Marriage isn’t just a partnership—it’s a covenant. And what does God use covenants for? Exactly: renewing all of creation. By establishing a new relationship with a certain person, a couple begins to renew the relationship among all people. That’s why marriage isn’t just a “travel buddy for life,” a “best friend for life,” a “financial help”—sure, that’s involved. But marriage, Christian marriage, marriage as it was “from the beginning of creation,” is this indissolubly united, faithful and fruitful partnership—a participation in the divine work of creation. There is a great mystery there, made even more profound because it is now bound up in the (paschal) mystery of Christ.
That’s why marriage must constantly come back to the Eucharist—the sacrament of unity, the faithful and abiding presence of Christ, the fruit of the new Tree of Life. Only in this great mystery, only in the strength given by this fruit can this “crazy ideal” of marriage be lived out.
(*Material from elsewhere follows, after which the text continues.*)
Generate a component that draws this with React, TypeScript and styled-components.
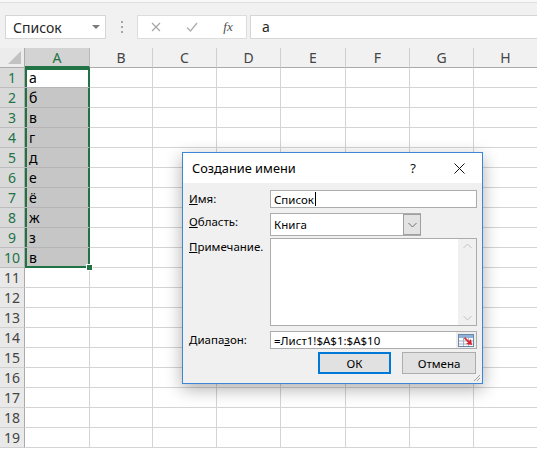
import React from "react";
import styled, { createGlobalStyle } from "styled-components";

const GlobalStyle = createGlobalStyle`
  html, body {
    margin: 0;
    padding: 0;
    background: #ffffff;
  }
  body {
    font-family: "Noto Sans", "Open Sans", sans-serif;
  }
`;

const GREEN = "#217346";
const GRID = "#d4d4d4";

const columns = ["A", "B", "C", "D", "E", "F", "G", "H"];
const columnWidths = [65, 63, 64, 64, 65, 64, 64, 64];
const values = ["а", "б", "в", "г", "д", "е", "ё", "ж", "з", "в"];

const Page = styled.div`
  position: relative;
  width: 537px;
  height: 449px;
  overflow: hidden;
  background: #ffffff;
`;

const Toolbar = styled.div`
  display: flex;
  align-items: flex-start;
  height: 48px;
  box-sizing: border-box;
  padding: 13px 0 0 5px;
  background: #f1f1f1;
  border-top: 2px solid #f9f9f9;
  box-shadow: inset 0 1px 0 #dedede;
`;

const NameBox = styled.div`
  display: flex;
  align-items: center;
  justify-content: space-between;
  width: 101px;
  height: 24px;
  box-sizing: border-box;
  padding: 0 5px 0 7px;
  background: #ffffff;
  border: 1px solid #d6d6d6;
  font-size: 14px;
  color: #262626;
`;

const Caret = styled.span`
  width: 0;
  height: 0;
  border-left: 4px solid transparent;
  border-right: 4px solid transparent;
  border-top: 4px solid #7a7a7a;
`;

const Grip = styled.div`
  display: flex;
  flex-direction: column;
  justify-content: center;
  gap: 3px;
  width: 31px;
  height: 24px;
  align-items: center;
`;

const GripDot = styled.span`
  width: 2px;
  height: 2px;
  background: #a6a6a6;
`;

const FxButtons = styled.div`
  display: flex;
  align-items: center;
  width: 110px;
  height: 24px;
  box-sizing: border-box;
  background: #ffffff;
  border: 1px solid #dcdcdc;
`;

const FxSlot = styled.span`
  display: flex;
  align-items: center;
  justify-content: center;
  width: 36px;
  height: 100%;
`;

const FxText = styled.span`
  font-family: "Liberation Serif", "DejaVu Serif", serif;
  font-style: italic;
  font-size: 13px;
  color: #4d4d4d;
`;

const FormulaInput = styled.div`
  flex: 1;
  height: 24px;
  margin-left: 3px;
  box-sizing: border-box;
  padding: 0 11px;
  background: #ffffff;
  border: 1px solid #d6d6d6;
  border-right: none;
  font-size: 14px;
  line-height: 22px;
  color: #262626;
`;

const Sheet = styled.div<{ $widths: number[] }>`
  display: grid;
  grid-template-columns: 25px ${(p) => p.$widths.map((w) => `${w}px`).join(" ")};
  grid-auto-rows: 20px;
  font-size: 14px;
`;

const Corner = styled.div`
  position: relative;
  box-sizing: border-box;
  background: #ececec;
  border-right: 1px solid #ababab;
  border-bottom: 1px solid #ababab;

  &::after {
    content: "";
    position: absolute;
    right: 3px;
    bottom: 3px;
    width: 0;
    height: 0;
    border-left: 13px solid transparent;
    border-bottom: 13px solid #c2c2c2;
  }
`;

const ColHeader = styled.div<{ $active?: boolean }>`
  display: flex;
  align-items: center;
  justify-content: center;
  box-sizing: border-box;
  background: ${(p) => (p.$active ? "#d3d3d3" : "#f1f1f1")};
  color: ${(p) => (p.$active ? GREEN : "#444444")};
  border-right: 1px solid ${(p) => (p.$active ? "#b8b8b8" : "#cfcfcf")};
  border-bottom: ${(p) => (p.$active ? `2px solid ${GREEN}` : "1px solid #ababab")};
`;

const RowHeader = styled.div<{ $active?: boolean }>`
  display: flex;
  align-items: center;
  justify-content: center;
  box-sizing: border-box;
  background: ${(p) => (p.$active ? "#d9d9d9" : "#e9e9e9")};
  color: ${(p) => (p.$active ? GREEN : "#444444")};
  border-right: 1px solid #ababab;
  border-bottom: 1px solid ${(p) => (p.$active ? "#bdbdbd" : "#d0d0d0")};
`;

const Cell = styled.div<{
  $sel?: boolean;
  $current?: boolean;
  $first?: boolean;
  $last?: boolean;
}>`
  position: relative;
  box-sizing: border-box;
  padding-left: 4px;
  line-height: 19px;
  color: #000000;
  white-space: nowrap;
  background: ${(p) => (p.$sel && !p.$current ? "#c6c6c6" : "#ffffff")};
  border-right: 1px solid ${(p) => (p.$sel ? GREEN : GRID)};
  border-bottom: 1px solid ${(p) => (p.$last ? GREEN : p.$sel ? "#b5b5b5" : GRID)};
  box-shadow: ${(p) =>
    p.$sel
      ? [
          `inset 2px 0 0 ${GREEN}`,
          `inset -1px 0 0 ${GREEN}`,
          p.$first ? `inset 0 2px 0 ${GREEN}` : null,
          p.$last ? `inset 0 -1px 0 ${GREEN}` : null,
        ]
          .filter(Boolean)
          .join(", ")
      : "none"};
`;

const FillHandle = styled.span`
  position: absolute;
  right: -4px;
  bottom: -4px;
  z-index: 2;
  width: 5px;
  height: 5px;
  background: ${GREEN};
  border: 1px solid #ffffff;
`;

/* dialog */

const Dialog = styled.div`
  position: absolute;
  left: 182px;
  top: 152px;
  width: 301px;
  height: 232px;
  box-sizing: border-box;
  display: flex;
  flex-direction: column;
  background: #f0f0f0;
  border: 1px solid #3c86d6;
  box-shadow: 0 5px 16px rgba(0, 0, 0, 0.32);
  font-size: 11.5px;
  color: #000000;
`;

const TitleBar = styled.div`
  display: flex;
  align-items: center;
  height: 30px;
  flex-shrink: 0;
  padding-left: 9px;
  background: #ffffff;
`;

const Title = styled.span`
  flex: 1;
  font-size: 12.8px;
  color: #000000;
`;

const TitleButton = styled.span`
  display: flex;
  align-items: center;
  justify-content: center;
  width: 46px;
  height: 30px;
  font-size: 13px;
  color: #111111;
`;

const Body = styled.div`
  display: flex;
  flex-direction: column;
  padding: 7px 5px 0 6px;
`;

const FieldRow = styled.div<{ $gap: number }>`
  display: grid;
  grid-template-columns: 81px 207px;
  margin-top: ${(p) => p.$gap}px;
`;

const Label = styled.span`
  line-height: 18px;
`;

const TextBox = styled.div<{ $h?: number; $w?: number }>`
  display: flex;
  align-items: center;
  width: ${(p) => p.$w ?? 207}px;
  height: ${(p) => p.$h ?? 18}px;
  box-sizing: border-box;
  padding-left: 3px;
  background: #ffffff;
  border: 1px solid #acacac;
`;

const Cursor = styled.span`
  width: 1px;
  height: 14px;
  margin-left: 1px;
  background: #000000;
`;

const Value = styled.span`
  flex: 1;
  white-space: nowrap;
`;

const ComboButton = styled.span`
  display: flex;
  align-items: center;
  justify-content: center;
  width: 18px;
  height: 100%;
  box-sizing: border-box;
  background: #e3e3e3;
  border: 1px solid #9f9f9f;
  margin-right: -1px;
`;

const Memo = styled.div`
  display: flex;
  justify-content: flex-end;
  width: 207px;
  height: 88px;
  box-sizing: border-box;
  background: #ffffff;
  border: 1px solid #acacac;
`;

const ScrollTrack = styled.div`
  display: flex;
  flex-direction: column;
  justify-content: space-between;
  align-items: center;
  width: 18px;
  padding: 4px 0;
  box-sizing: border-box;
  background: #f0f0f0;
`;

const RefButton = styled.span`
  display: flex;
  align-items: center;
  justify-content: center;
  width: 20px;
  height: 100%;
  background: #ededed;
`;

const ButtonRow = styled.div`
  display: flex;
  justify-content: flex-end;
  gap: 11px;
  margin-top: 3px;
  padding-right: 1px;
`;

const DialogButton = styled.button<{ $default?: boolean; $w: number }>`
  width: ${(p) => p.$w}px;
  height: 22px;
  box-sizing: border-box;
  padding: 0;
  background: #e1e1e1;
  border: ${(p) => (p.$default ? "2px solid #0078d7" : "1px solid #adadad")};
  font-family: inherit;
  font-size: 11.5px;
  color: #000000;
`;

const ResizeGrip = styled.svg`
  position: absolute;
  right: 1px;
  bottom: 1px;
`;

const Chevron = ({ up, color = "#8a8a8a" }: { up?: boolean; color?: string }) => (
  <svg width="9" height="6" viewBox="0 0 9 6">
    <polyline
      points={up ? "0.5,5 4.5,1 8.5,5" : "0.5,1 4.5,5 8.5,1"}
      fill="none"
      stroke={color}
      strokeWidth="1"
    />
  </svg>
);

const RangeIcon = () => (
  <svg width="16" height="13" viewBox="0 0 16 13">
    <rect x="0.5" y="0.5" width="15" height="12" fill="#ffffff" stroke="#6d87a8" />
    <rect x="1" y="1" width="14" height="3" fill="#8fb0d9" />
    <line x1="1" y1="7" x2="15" y2="7" stroke="#9fb3cc" />
    <line x1="1" y1="10" x2="15" y2="10" stroke="#9fb3cc" />
    <line x1="5.5" y1="4" x2="5.5" y2="12" stroke="#9fb3cc" />
    <line x1="10.5" y1="4" x2="10.5" y2="12" stroke="#9fb3cc" />
    <polygon points="7,3 11,7 13,5 14,11 8,10 10,8.5 6,4.5" fill="#d9262c" />
  </svg>
);

export default function App() {
  return (
    <Page>
      <GlobalStyle />
      <Toolbar>
        <NameBox>
          <span>Список</span>
          <Caret />
        </NameBox>
        <Grip>
          <GripDot />
          <GripDot />
          <GripDot />
        </Grip>
        <FxButtons>
          <FxSlot>
            <svg width="10" height="10" viewBox="0 0 10 10">
              <path d="M1 1 L9 9 M9 1 L1 9" stroke="#a3a3a3" strokeWidth="1.1" />
            </svg>
          </FxSlot>
          <FxSlot>
            <svg width="12" height="10" viewBox="0 0 12 10">
              <path d="M1 5.5 L4.5 9 L11 1" fill="none" stroke="#b0b0b0" strokeWidth="1.4" />
            </svg>
          </FxSlot>
          <FxSlot>
            <FxText>fx</FxText>
          </FxSlot>
        </FxButtons>
        <FormulaInput>а</FormulaInput>
      </Toolbar>

      <Sheet $widths={columnWidths}>
        <Corner />
        {columns.map((c, i) => (
          <ColHeader key={c} $active={i === 0}>
            {c}
          </ColHeader>
        ))}
        {Array.from({ length: 19 }, (_, r) => (
          <React.Fragment key={r}>
            <RowHeader $active={r < 10}>{r + 1}</RowHeader>
            {columns.map((c, ci) => {
              const sel = ci === 0 && r < 10;
              return (
                <Cell
                  key={c}
                  $sel={sel}
                  $current={sel && r === 0}
                  $first={sel && r === 0}
                  $last={sel && r === 9}
                >
                  {sel ? values[r] : null}
                  {sel && r === 9 && <FillHandle />}
                </Cell>
              );
            })}
          </React.Fragment>
        ))}
      </Sheet>

      <Dialog>
        <TitleBar>
          <Title>Создание имени</Title>
          <TitleButton>?</TitleButton>
          <TitleButton>
            <svg width="11" height="11" viewBox="0 0 11 11">
              <path d="M0.5 0.5 L10.5 10.5 M10.5 0.5 L0.5 10.5" stroke="#111" strokeWidth="1" />
            </svg>
          </TitleButton>
        </TitleBar>
        <Body>
          <FieldRow $gap={0}>
            <Label>
              <u>И</u>мя:
            </Label>
            <TextBox>
              <span>Список</span>
              <Cursor />
            </TextBox>
          </FieldRow>
          <FieldRow $gap={5}>
            <Label>
              <u>О</u>бласть:
            </Label>
            <TextBox $w={151} $h={23}>
              <Value>Книга</Value>
              <ComboButton>
                <Chevron color="#6e6e6e" />
              </ComboButton>
            </TextBox>
          </FieldRow>
          <FieldRow $gap={2}>
            <Label>
              <u>П</u>римечание.
            </Label>
            <Memo>
              <ScrollTrack>
                <Chevron up color="#c2c2c2" />
                <Chevron color="#c2c2c2" />
              </ScrollTrack>
            </Memo>
          </FieldRow>
          <FieldRow $gap={5}>
            <Label>
              Диапа<u>з</u>он:
            </Label>
            <TextBox>
              <Value>=Лист1!$A$1:$A$10</Value>
              <RefButton>
                <RangeIcon />
              </RefButton>
            </TextBox>
          </FieldRow>
          <ButtonRow>
            <DialogButton $default $w={73}>
              ОК
            </DialogButton>
            <DialogButton $w={74}>Отмена</DialogButton>
          </ButtonRow>
        </Body>
        <ResizeGrip width="8" height="8" viewBox="0 0 8 8">
          <path d="M7 1 L1 7 M7 4 L4 7" stroke="#a0a0a0" strokeWidth="1" />
        </ResizeGrip>
      </Dialog>
    </Page>
  );
}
Because remember: we always have to go back to the framework of what has happened and what God is doing about it. And so yeah, if “marriage” is people that want to hang out, have financial benefits, and travel together—yeah, marriage isn’t a big deal, do whatever you want. But when we see that marriage is an incredibly powerful and intimate sharing in the life and mission of Christ, everything changes. The Church has so much to say on marriage, not because she’s prudish and outdated and controlling, no. The Church has so much to say because marriage is such a gift, and it wants to protect and cherish that gift. That’s why we should work to support married couples, because marriage isn’t easy. And we pray, too, that married couples will come to a deeper appreciation for the great gift they’ve been given, and that they will turn to Christ more and more for the strength and grace to live out this path of discipleship given to them.